Defendant contends that since the trial court inserted the 'mere words' doctrine into its charge it constituted prejudicial error not to proceed further and charge on what he calls the law of assault from provoking language. Defendant relies on the following cases in support of this argument: State v. Perry, 50 N.C. 9 (1857); State v. Robbins, 78 N.C. 431 (1878); State v. Chavis, 80 N.C. 353 (1879); State v. King, 86 N.C. 603 (1882); State v. Fanning, 94 N.C. 940 (1886); Saunders v. Gilbert, 156 N.C. 463, 72 S.E. 610 (1911); State v. Kennedy, 169 N.C. 326, 85 S.E. 42 (1915); State v. Crisp, 170 N.C. 785, 87 S.E. 511 (1916); State v. Baldwin, 184 N.C. 789, 114 S.E. 837 (1922); State v. Strickland, 192 N.C. 253, 134 S.E. 850 (1926); State v. Maney, 194 N.C. 34, 138 S.E. 441 (1927); State v. Robinson, 213 N.C. 273, 195 S.E. 824 (1938); State v. Hightower, 226 N.C. 62, 36 S.E.2d 649 (1946); State v. Franklin, 229 N.C. 336, 49 S.E.2d 621 (1948); State v. McLawhorn, 270 N.C. 622, 155 S.E.2d 198 (1967). This contention has no merit. Furthermore, it is logically inconsistent with the rule that language, no matter how abusive, is never sufficient legal provocation to mitigate a homicide.

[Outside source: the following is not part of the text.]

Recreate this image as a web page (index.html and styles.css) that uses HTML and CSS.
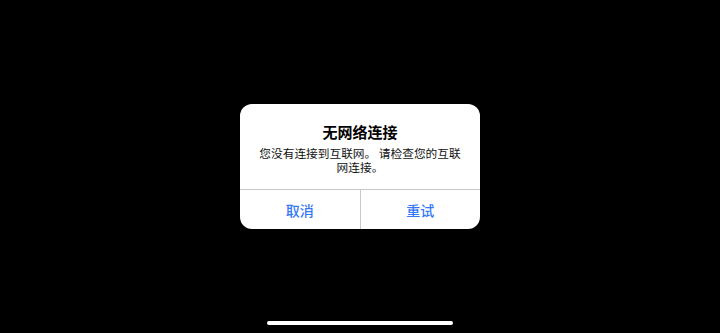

Many of the above cited cases involve the defendant's right to the benefit of perfect self-defense and deal specifically with the question of whether the defendant was at fault in bringing on the difficulty. The test, long employed in such cases, is whether the defendant used language Calculated and intended to bring on the fight. If he did, then he is deemed to have been at fault and loses the benefit of perfect self-defense. See, e.g., State v. Robinson, Supra; State v. Crisp, Supra; State v. Lancaster, 169 N.C. 284, 84 S.E. 529 (1915); State v. Rowe, 155 N.C. 436, 71 S.E. 332 (1911); State v. Fanning, Supra; State v. Davis, 80 N.C. 351 (1879); State v. Robbins, Supra; State v. Perry, Supra.

State v. Hightower, Supra, is an excellent example of the legal consequences of abusive language in this situation. In that case, defendant and deceased were both inmates confined in a prison camp located in Wilkes County. Sometime prior to the homicide, defendant had been placed in solitary confinement for a number of days. Defendant believed this confinement resulted from a report deceased had made to prison officials regarding alleged acts of sex perversion on his part. On the day of the killing, defendant came out into the prison yard where the deceased and others were passing a ball. He put his arm around the deceased and walked with him back into the cell block. Thereafter, defendant tripped and stabbed the deceased, and when, before dying, the deceased managed to get up and run to the sink, defendant caught up with him and stabbed him five or six more times, stating: 'G-- d--- you, I told you I was going to kill you.' Defendant contended that deceased had called him a 'G-- d--- black s.o.b.' and that this had provoked the assault. Defendant was tried before Judge Bobbitt (later Associate Justice and Chief Justice of this Court) at the August 1945 Session of Wilkes County Superior Court. Upon a verdict finding him guilty of first-degree murder, defendant appealed to this Court and assigned as errors, inter alia, the portion of the court's charge on the 'mere words' doctrine and the failure of the court to charge an excusable homicide. This Court, in an opinion by Justice Barnhill (later Chief Justice), affirmed the judgment and answered these contentions as follows:

'The court further instructed the jury 'that legal provocation that will reduce murder in the second degree to manslaughter must be more than mere words, for language, however abusive, neither excuses nor mitigates the killing,' and 'the law does not recognize circumstances as a legal provocation which in themselves do not amount to an assault or a threatened assault.' Such is the law in this jurisdiction. (Citations omitted.) Here it was the deceased and not the defendant who is alleged to have used abusive language and thus induced the assault which resulted in death. State v. Robinson, 213 N.C. 273, 195 S.E. 824; State v. Rowe, 155 N.C. 436, 71 S.E. 332; State v. Crisp, 170 N.C. 785, 87 S.E. 511.' 226 N.C. at 65, 36 S.E.2d at 651. (Emphasis supplied.)

These decisions establish the following rules as to the legal effect of abusive language: (1) Mere words, however abusive, are never sufficient legal provocation to mitigate a homicide to a lesser degree; and (2) A defendant, prosecuted for a homicide in a difficulty that he has provoked by the use of language 'calculated and intended' to bring on the encounter, cannot maintain the position of perfect self-defense unless, at a time prior to the killing, he withdrew from the encounter within the meaning of the law. These two rules are logically consistent and demonstrate that abusive language will not serve as a legally sufficient provocation for a homicide in this State.